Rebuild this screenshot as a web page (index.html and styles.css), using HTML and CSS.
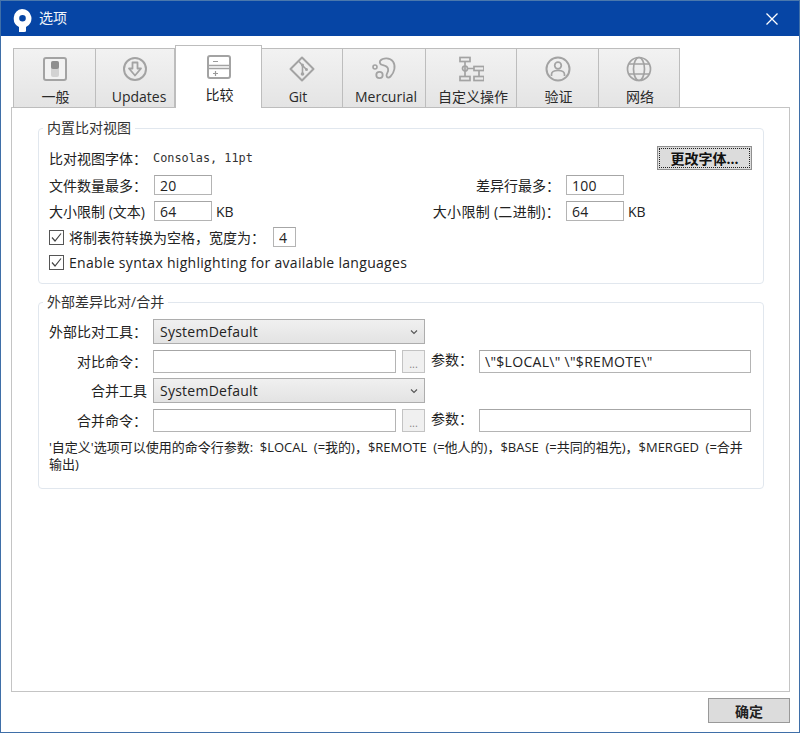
FILE: index.html
```html
<!DOCTYPE html>
<html lang="zh-CN">
<head>
<meta charset="utf-8">
<title>选项</title>
<link rel="stylesheet" href="styles.css">
</head>
<body>
<div class="window">
  <header class="titlebar">
    <svg class="logo" width="22" height="24" viewBox="0 0 22 24"><path fill="#fff" fill-rule="evenodd" d="M11 1a9.500 9.500 0 0 1 4 18.100V23a.8.8 0 0 1-.6.8l-5.600 .9a.8.8 0 0 1-.8-.8v-5A9.500 9.500 0 0 1 11 1zm.5 6a3.300 3.300 0 1 0 0 6.600 3.300 3.300 0 0 0 0-6.600z"/></svg>
    <span class="title">选项</span>
    <svg class="close" width="14" height="14" viewBox="0 0 14 14"><path d="M1.500 1.500l11 11M12.500 1.500l-11 11" stroke="#fff" stroke-width="1.300" fill="none"/></svg>
  </header>
  <main class="content">
    <nav class="tabs">
      <div class="tab tab-general">
        <svg class="icon" viewBox="0 0 26 26"><rect x="2" y="2" width="22" height="22" rx="2" fill="#f2f2f2" stroke="#a3a3a3" stroke-width="2"/><rect x="9" y="5" width="8" height="16" rx="2" fill="#d2d2d2"/><rect x="9" y="5" width="8" height="8" rx="2" fill="#8e8e8e"/></svg>
        <span>一般</span>
      </div>
      <div class="tab tab-updates">
        <svg class="icon" viewBox="0 0 26 26"><circle cx="13" cy="13" r="11" fill="none" stroke="#a3a3a3" stroke-width="2"/><path d="M10.500 6.500h5v6h3.500L13 19.500 7 12.500h3.500z" fill="none" stroke="#a3a3a3" stroke-width="1.800" stroke-linejoin="round"/></svg>
        <span>Updates</span>
      </div>
      <div class="tab tab-active tab-compare">
        <svg class="icon" viewBox="0 0 26 26"><rect x="2" y="2" width="22" height="22" rx="2" fill="none" stroke="#a3a3a3" stroke-width="2"/><path d="M2 11.500h22M2 14.500h22" stroke="#a3a3a3" stroke-width="1.500" fill="none"/><path d="M7 7.500h5M7 19.500h5M9.500 17v5" stroke="#9a9a9a" stroke-width="1.200" fill="none"/></svg>
        <span>比较</span>
      </div>
      <div class="tab tab-git">
        <svg class="icon" viewBox="0 0 26 26"><path d="M13 1.500L24.500 13 13 24.500 1.500 13z" fill="none" stroke="#a3a3a3" stroke-width="2" stroke-linejoin="round"/><path d="M10 5.500l3.500 4v8M13.500 9.500l4 4" fill="none" stroke="#a3a3a3" stroke-width="1.600"/><circle cx="13.500" cy="18" r="1.800" fill="#a3a3a3"/><circle cx="13.500" cy="9" r="1.500" fill="#a3a3a3"/><circle cx="17.500" cy="13.500" r="1.500" fill="#a3a3a3"/></svg>
        <span>Git</span>
      </div>
      <div class="tab tab-hg">
        <svg class="icon" viewBox="0 0 26 26"><path d="M9 5C12 1.500 19 1.500 22 5.500c3 4.500 1.500 11-2.500 15-1.500 1.500-4 1.500-4-1 0-2.500 2.500-3.500 1.500-7-.7-2.500-3.500-3-5.500-3.500C9.500 8.500 8.500 7 9 5z" fill="none" stroke="#a3a3a3" stroke-width="1.800"/><circle cx="4" cy="11" r="2" fill="none" stroke="#a3a3a3" stroke-width="1.600"/><circle cx="8.500" cy="19" r="3.200" fill="none" stroke="#a3a3a3" stroke-width="1.800"/></svg>
        <span>Mercurial</span>
      </div>
      <div class="tab tab-custom">
        <svg class="icon" viewBox="0 0 26 26"><g fill="none" stroke="#a3a3a3" stroke-width="1.700"><rect x="2" y="1.500" width="10" height="4"/><rect x="2" y="20.500" width="10" height="4"/><rect x="16" y="10.500" width="10" height="4"/><rect x="16" y="20.500" width="10" height="4"/><path d="M7 5.500v15M10 12.500h6M21 14.500v6"/><circle cx="7" cy="12.500" r="2.500"/></g></svg>
        <span>自定义操作</span>
      </div>
      <div class="tab tab-auth">
        <svg class="icon" viewBox="0 0 26 26"><circle cx="13" cy="13" r="11.500" fill="none" stroke="#a3a3a3" stroke-width="2"/><circle cx="13" cy="9.500" r="3.300" fill="none" stroke="#a3a3a3" stroke-width="1.700"/><path d="M6.500 20v-1.500c0-2.500 2.500-4 6.500-4s6.500 1.500 6.500 4V20" fill="none" stroke="#a3a3a3" stroke-width="1.700"/></svg>
        <span>验证</span>
      </div>
      <div class="tab tab-network">
        <svg class="icon" viewBox="0 0 26 26"><g fill="none" stroke="#a3a3a3" stroke-width="1.700"><circle cx="13" cy="13" r="11.500"/><ellipse cx="13" cy="13" rx="5.500" ry="11.500"/><path d="M3 8h20M3 18h20"/></g></svg>
        <span>网络</span>
      </div>
    </nav>
    <section class="panel">
      <fieldset class="group group-builtin">
        <legend>内置比对视图</legend>
        <div class="row-font">
          <span class="font-label">比对视图字体：</span>
          <span class="font-value">Consolas, 11pt</span>
          <button class="btn btn-font" type="button">更改字体...</button>
        </div>
        <div class="limits">
          <label class="lbl-left">文件数量最多：</label>
          <input class="field" value="20">
          <span></span>
          <label class="lbl-right">差异行最多：</label>
          <input class="field" value="100">
          <span></span>
          <label class="lbl-left">大小限制 (文本)</label>
          <input class="field" value="64">
          <span class="unit">KB</span>
          <label class="lbl-right lbl-wide">大小限制 (二进制)：</label>
          <input class="field" value="64">
          <span class="unit">KB</span>
        </div>
        <div class="check-row check-tabs">
          <span class="check"><svg width="15" height="15" viewBox="0 0 15 15"><rect x=".5" y=".5" width="14" height="14" fill="#fff" stroke="#555"/><path d="M3 7.500l3 3.500 6-7.500" fill="none" stroke="#444" stroke-width="1.200"/></svg></span>
          <span>将制表符转换为空格，宽度为：</span>
          <input class="field field-tab" value="4">
        </div>
        <div class="check-row check-syntax">
          <span class="check"><svg width="15" height="15" viewBox="0 0 15 15"><rect x=".5" y=".5" width="14" height="14" fill="#fff" stroke="#555"/><path d="M3 7.500l3 3.500 6-7.500" fill="none" stroke="#444" stroke-width="1.200"/></svg></span>
          <span class="syntax-text">Enable syntax highlighting for available languages</span>
        </div>
      </fieldset>
      <fieldset class="group group-external">
        <legend>外部差异比对/合并</legend>
        <div class="tools">
          <label class="tool-label tool-label-tall">外部比对工具：</label>
          <div class="select"><span>SystemDefault</span><svg width="8" height="6" viewBox="0 0 8 6"><path d="M1 1.500l3 3 3-3" fill="none" stroke="#555" stroke-width="1.100"/></svg></div>
          <span class="tool-fill"></span>
          <label class="tool-label">对比命令：</label>
          <input class="field field-wide">
          <button class="btn-more" type="button">...</button>
          <label class="param-label">参数：</label>
          <input class="field field-wide" value="\&quot;$LOCAL\&quot; \&quot;$REMOTE\&quot;">
          <label class="tool-label tool-label-tall">合并工具</label>
          <div class="select"><span>SystemDefault</span><svg width="8" height="6" viewBox="0 0 8 6"><path d="M1 1.500l3 3 3-3" fill="none" stroke="#555" stroke-width="1.100"/></svg></div>
          <span class="tool-fill"></span>
          <label class="tool-label">合并命令：</label>
          <input class="field field-wide">
          <button class="btn-more" type="button">...</button>
          <label class="param-label">参数：</label>
          <input class="field field-wide">
        </div>
        <p class="note">'自定义'选项可以使用的命令行参数: $LOCAL (=我的)，$REMOTE (=他人的)，$BASE (=共同的祖先)，$MERGED (=合并输出)</p>
      </fieldset>
    </section>
    <footer class="footer">
      <button class="btn btn-ok" type="button">确定</button>
    </footer>
  </main>
</div>
</body>
</html>
```
FILE: styles.css
```css
* { box-sizing: border-box; }
html, body { margin: 0; padding: 0; height: 100%; }
body {
  font-family: "Open Sans", "Noto Sans CJK SC", sans-serif;
  font-size: 14px;
  color: #222;
  background: #fff;
  overflow: hidden;
}
.window {
  height: 733px;
  display: flex;
  flex-direction: column;
  border: 1px solid #3f6fa8;
  border-top-color: #4a78ad;
}
.titlebar {
  height: 35px;
  flex: none;
  background: #0645a5;
  display: flex;
  align-items: center;
  padding: 0 20px 0 10px;
  color: #f2f5fa;
}
.logo { margin-top: 2px; }
.title { margin-left: 6px; font-size: 14px; line-height: 18px; margin-top: -2px; }
.close { margin-left: auto; }
.content {
  flex: 1;
  display: flex;
  flex-direction: column;
  padding: 10px 9px 0 10px;
  min-height: 0;
}
.tabs {
  display: flex;
  align-items: flex-end;
  padding-left: 2px;
  height: 62px;
  flex: none;
  position: relative;
  z-index: 1;
  margin-bottom: -1px;
}
.tab {
  height: 60px;
  display: flex;
  flex-direction: column;
  align-items: center;
  justify-content: flex-start;
  padding-top: 7px;
  background: linear-gradient(#f2f2f2, #e4e4e4);
  border: 1px solid #bdbdbd;
  border-left-width: 0;
  color: #2a2a2a;
  line-height: 20px;
}
.tab:first-child { border-left-width: 1px; }
.tab .icon { width: 26px; height: 26px; margin-bottom: 5px; }
.tab span { margin-left: 2px; }
.tab-general { width: 83px; }
.tab-updates { width: 79px; }
.tab-compare { width: 87px; }
.tab-git { width: 81px; }
.tab-hg { width: 83px; }
.tab-custom { width: 91px; }
.tab-auth { width: 82px; }
.tab-network { width: 81px; }
.tab-updates span { margin-left: 8px; }
.tab-git span { margin-left: 0; margin-right: 8px; }
.tab-hg span { margin-left: 4px; }
.tab-custom span { margin-left: 4px; }
.tab-active {
  height: 63px;
  background: #fff;
  border-left-width: 1px;
  border-bottom: 0;
  padding-top: 8px;
  color: #222;
}
.panel {
  flex: 1;
  border: 1px solid #c4c4c4;
  padding: 11px 25px 0 26px;
  min-height: 0;
}
.group {
  margin: 0;
  padding: 0 11px 0 10px;
  border: 1px solid #e1e7ee;
  border-radius: 4px;
  min-width: 0;
}
.group legend {
  margin-left: -6px;
  padding: 0 4px;
  line-height: 18px;
  font-size: 14px;
  color: #333;
}
.group-builtin { height: 165px; margin-bottom: 9px; }
.group-external { height: 196px; }
.row-font {
  display: flex;
  align-items: center;
  height: 24px;
  margin-top: 9px;
}
.font-label { width: 104px; }
.font-value { font-family: "DejaVu Sans Mono", monospace; font-size: 11.85px; color: #333; }
.btn {
  font: inherit;
  color: #111;
  background: #dcdcdc;
  border: 1px solid #8f8f8f;
  padding: 0;
  font-weight: 700;
}
.btn-font {
  margin-left: auto;
  width: 95px;
  height: 24px;
  outline: 1px dotted #222;
  outline-offset: -3px;
}
.limits {
  display: grid;
  grid-template-columns: 105px 58px 43px 1fr 58px 128px;
  grid-auto-rows: 20px;
  row-gap: 6px;
  margin-top: 5px;
  align-items: center;
}
.lbl-left { white-space: nowrap; }
.lbl-right { text-align: right; padding-right: 6px; white-space: nowrap; }
.lbl-wide { letter-spacing: .3px; }
.unit { padding-left: 4px; }
.field {
  font: inherit;
  letter-spacing: .3px;
  color: #222;
  height: 100%;
  width: 100%;
  border: 1px solid #b4b4b4;
  border-top-color: #a6a6a6;
  background: #fff;
  padding: 0 5px;
  outline: 0;
  border-radius: 0;
}
.check-row {
  display: flex;
  align-items: center;
  height: 20px;
}
.check { display: flex; margin-right: 5px; width: 15px; }
.check-tabs { margin-top: 6px; }
.check-syntax { margin-top: 5px; }
.syntax-text { letter-spacing: .3px; }
.field-tab { width: 23px; height: 20px; margin-left: 8px; }
.tools {
  display: grid;
  grid-template-columns: 104px 243px 29px 54px 272px;
  grid-template-rows: 31px 28px 31px 28px;
  align-items: start;
  margin-top: 8px;
}
.tool-label { text-align: right; padding-right: 6px; line-height: 23px; white-space: nowrap; }
.tool-label-tall { line-height: 25px; }
.param-label { line-height: 20px; padding-left: 6px; white-space: nowrap; }
.select {
  grid-column: 2 / 4;
  height: 25px;
  letter-spacing: .25px;
  background: linear-gradient(#f0f0f0, #e3e3e3);
  border: 1px solid #adadad;
  display: flex;
  align-items: center;
  justify-content: space-between;
  padding: 0 6px;
}
.tool-fill { grid-column: 4 / 6; height: 25px; }
.field-wide { height: 23px; }
.btn-more {
  margin-left: 6px;
  width: 23px;
  height: 23px;
  background: #f0f0f0;
  border: 1px solid #c3c3c3;
  color: #888;
  font: 11px "Open Sans", sans-serif;
  padding: 4px 0 0;
}
.note {
  margin: 2px 0 0;
  font-size: 13px;
  word-spacing: 3.2px;
  line-height: 17px;
  color: #222;
}
.footer {
  flex: none;
  height: 40px;
  display: flex;
  justify-content: flex-end;
  align-items: flex-start;
  padding-top: 6px;
}
.btn-ok { width: 82px; height: 25px; background: #dcdcdc; border-color: #999; color: #222; }
```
___
» Exercise aim
For the listing above, identify each line bearing "styles".

» Correct output
Rebuild this screenshot as a web page (index.html and styles.css), using HTML and CSS.
<link rel="stylesheet" href="styles.css">
FILE: styles.css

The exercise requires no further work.